Monday, Sep. 20, 1954

Skoolsfor Skandal

DOWN WITH SKOOL (106 pp.)--Geoffrey Willans & Ronald Searle--Vanguard ($2.50).

THE FEMALE APPROACH (147 pp.)--Ronald Searle--Knopf ($3.50).

Nigel Molesworth, no weed, cad, dirty rotter or funk, is the curse of St. Custard's, or so he claims. St. Custard's is a very English boys' school, built by a madman in Gothic tempered by Byzantine, and run by a monstrous regiment of headmaster, masters and matrons, against all of whom Nigel is plotting revolution. He proclaims: "When we arrive in our helicopters we shall take over the skool and feed all with cream. FREE THE SLAVES.

WE LOOK TO THE DAY."

In his social outlook, Nigel recalls Peck's Bad Boy, while in some of his insights about adults, he might be a distant cousin of J.D. Salinger's Catcher in the Rye. As created by British Humorist Geoffrey Willans and Cartoonist Ronald Searle, Molesworth could scarcely be more British, but Americans will still find him highly amusing, for the Boys' International cuts across all frontiers.

A Silencer for Kanes. Although Molesworth is built close to the ground, he can rise to most occasions. He knows the great world, as is shown by the Molesworth newsletter: "(a) russians are roters. (b) americans are swankpots. (c) the french are slack, (d) the germans are unspeakable, (e) the rest are as bad if not worse than the above, (f) the British are brave super and noble cheers cheers cheers. The only way for Peace is for all of them to dive into the sea and end it all." But he is at his best as a tactician in his own local revolution against the masters. Molesworth is succinct in a guide to "Kanes I Have Known" (e.g., "The 'Nonpliant' or

'Rigid' with silencer attachment to drown victims cries"). His favorite expletive--"Chiz!"--is subtly designed to sow distrust, and he is sly in his whispering campaign about the masters' carryings *on, although he wonders: "i ask you wot could any GURL see in a master?"

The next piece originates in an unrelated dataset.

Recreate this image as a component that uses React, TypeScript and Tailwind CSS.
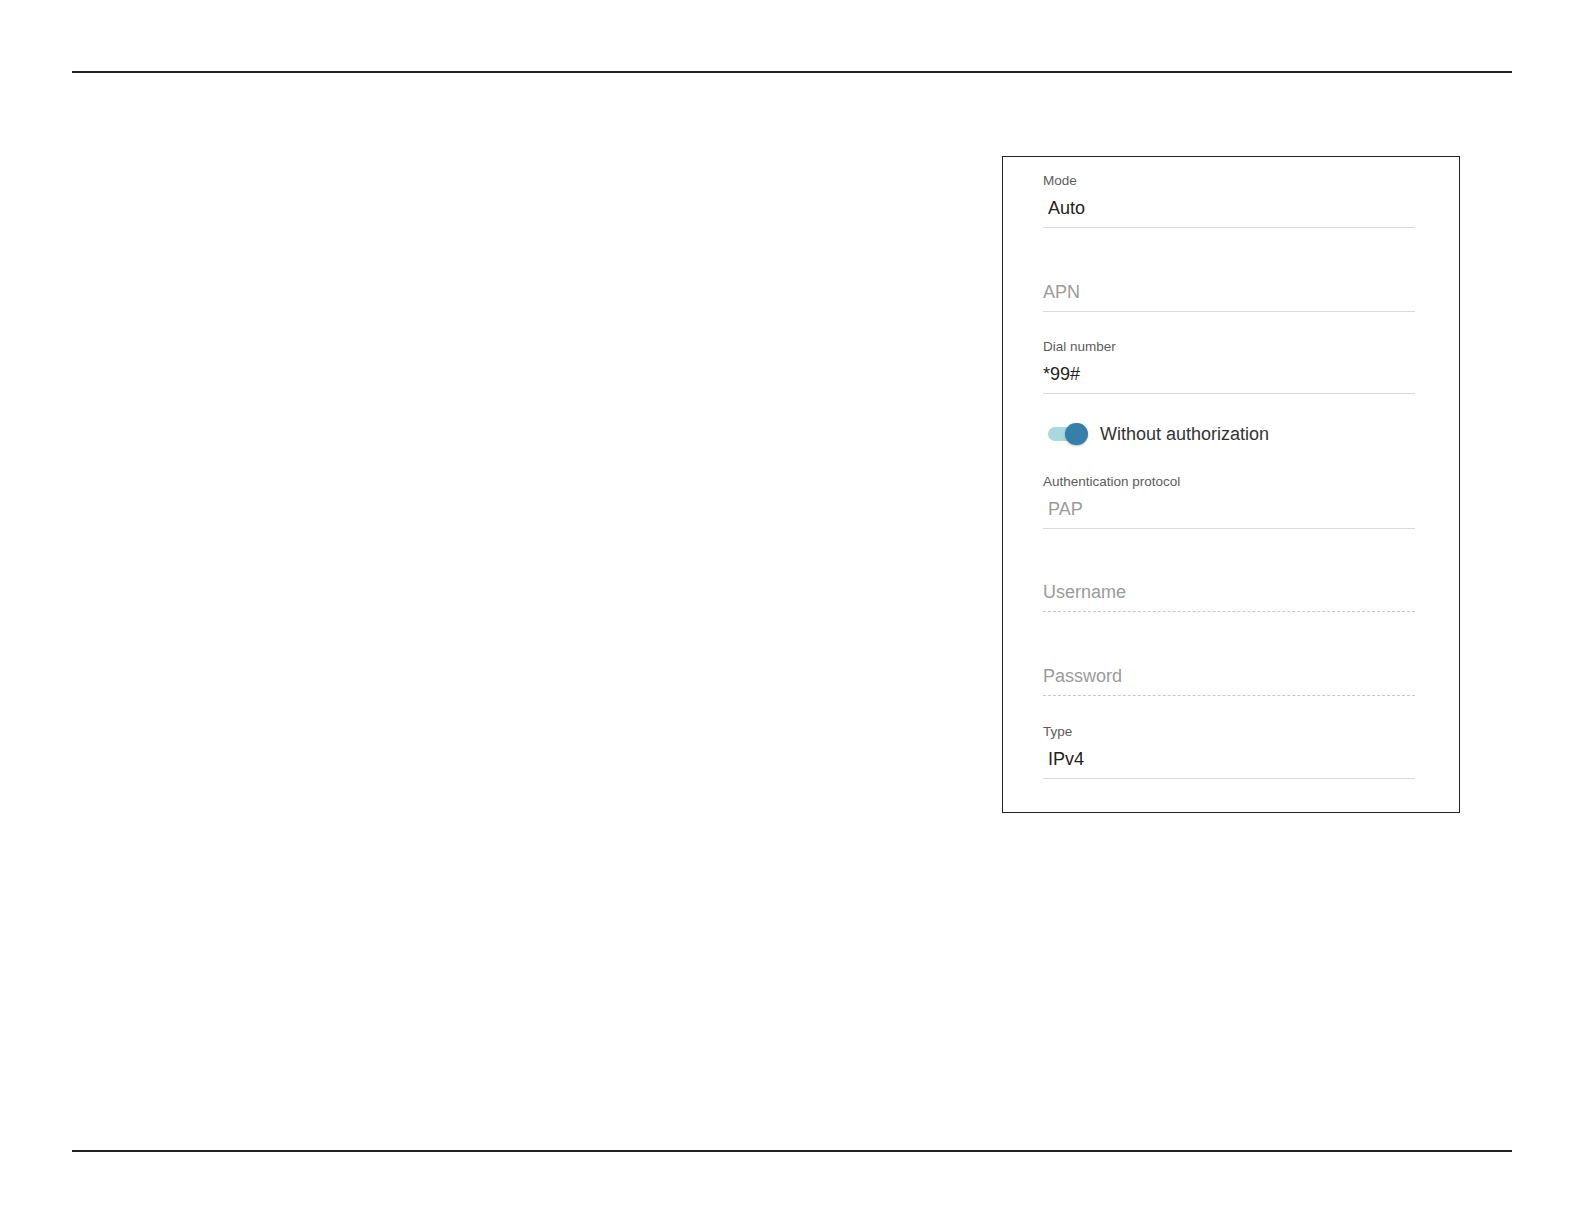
import React from 'react';

interface FieldProps {
  label?: string;
  value: string;
  muted?: boolean;
  select?: boolean;
  dashed?: boolean;
  className?: string;
}

/**
 * Underlined form field: small label on top, value, bottom rule
 */
const Field: React.FC<FieldProps> = ({ label, value, muted, select, dashed, className = '' }) => (
  <div className={className}>
    <div className="h-[16px] text-[13.5px] leading-[14px] text-[#5c5c5c]">{label}</div>
    <div
      className={`mt-[6px] h-[24px] text-[18px] leading-[24px] ${select ? 'pl-[5px]' : ''} ${
        muted ? 'text-[#9b9b9b]' : 'text-[#222222]'
      }`}
    >
      {value}
    </div>
    <div
      className={`mt-[7px] border-b ${
        dashed ? 'border-dashed border-[#c9c9c9]' : 'border-solid border-[#d9d9d9]'
      }`}
    />
  </div>
);

const Toggle: React.FC<{ label: string }> = ({ label }) => (
  <div className="mt-[28px] flex h-[24px] items-center pl-[5px]">
    <div className="relative h-[22px] w-[40px]">
      <div className="absolute left-0 top-[4px] h-[14px] w-[34px] rounded-full bg-[#a9d8de]" />
      <div className="absolute left-[17px] top-0 h-[22px] w-[23px] rounded-full bg-[#3480aa] shadow-[0_1px_2px_rgba(0,0,0,0.25)]" />
    </div>
    <span className="ml-[12px] text-[18px] leading-[24px] text-[#333333]">{label}</span>
  </div>
);

const App: React.FC = () => {
  return (
    <div className="h-[1224px] w-[1584px] bg-white font-['Liberation_Sans',Arial,sans-serif]">
      <div className="px-[72px] pt-[71px]">
        {/* Top rule */}
        <div className="h-[2px] bg-[#222222]" />

        <div className="flex h-[1077px] justify-end pr-[52px] pt-[83px]">
          {/* Connection settings card */}
          <div className="h-fit w-[458px] border border-[#222222] pb-[33px] pl-[40px] pr-[44px] pt-[17px]">
            <Field label="Mode" value="Auto" select />
            <Field value="APN" muted className="mt-[30px]" />
            <Field label="Dial number" value="*99#" className="mt-[28px]" />
            <Toggle label="Without authorization" />
            <Field label="Authentication protocol" value="PAP" muted select className="mt-[29px]" />
            <Field value="Username" muted dashed className="mt-[29px]" />
            <Field value="Password" muted dashed className="mt-[30px]" />
            <Field label="Type" value="IPv4" select className="mt-[29px]" />
          </div>
        </div>

        {/* Bottom rule */}
        <div className="h-[2px] bg-[#222222]" />
      </div>
    </div>
  );
};

export default App;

However, it must be admitted that Molesworth has some qualities potentially fatal to the revolutionary: a tendency to daydream (he sees himself as an armored knight refusing mercy to a kneeling headmaster) and a touch of defeatism. On the subject of how to get out of divinity instruction, for instance. Molesworth says: "You could try being let down into the class dressed as an angel. You then sa to the master Lo who are these cherubim and seraphim who are continually crying. He repli Form 3 B. You then sa Lo they are not angles but angels with the xception of peason who hav a face like a baboon. You must dismiss them and the master oba." But after this fine start, the plotter adds dispiritedly: "On the other hand he may sa Lo molesworth 200 lines. It is quite a good wheeze but probably would not work."

A Needle Full of Schweppes. From St. Custard's for boys to St. Trinian's for girls is just a long step down in depravity. St. Trinian's, another creation of Cartoonist Searle, has become an English establishment of renown. In The Female Approach, Searle gives U.S. readers a tour of that graduate institute for mayhem and skulduggery. While at St. Custard's, the boys are still plotting--often with small hope--at St. Trinian's the revolution is already here. The Terror is in full swing. Molesworth's elaborate ruses have been replaced by the stiletto, and the hopelessly outdated cane has given way to (at the very least) the horsewhip, but more often the knuckle-duster, the hand grenade and poison. Still, the old British code is upheld, as when an observant mistress, seeing two girls about to jab a third with a hypodermic, cries: "Fair play, St. Trinian's--use a clean needle."

Cartoonist Searle brews the same high-grade poison that is always on tap with Charles Addams, but with a strong admixture of a bubbly, Schweppes kind of fun. When the Belles of St. Trinian's and the Cubs of St. Custard's grow up, in Cartoonist Searle's pages, they are still far from ordinary human beings, but their schemes and aggressions become more subtle. One can still see Molesworth's soaring imagination in the dignified gentleman trying to smuggle a girl past the apartment-house doorman, and the St. Trinian stiletto, sublimated but no less deadly, is clearly in the hands of the young woman who coos: "I've met Stephen Spender, you know."

*A chiz is a swiz or swindle as any fule kno. --n. molesworth.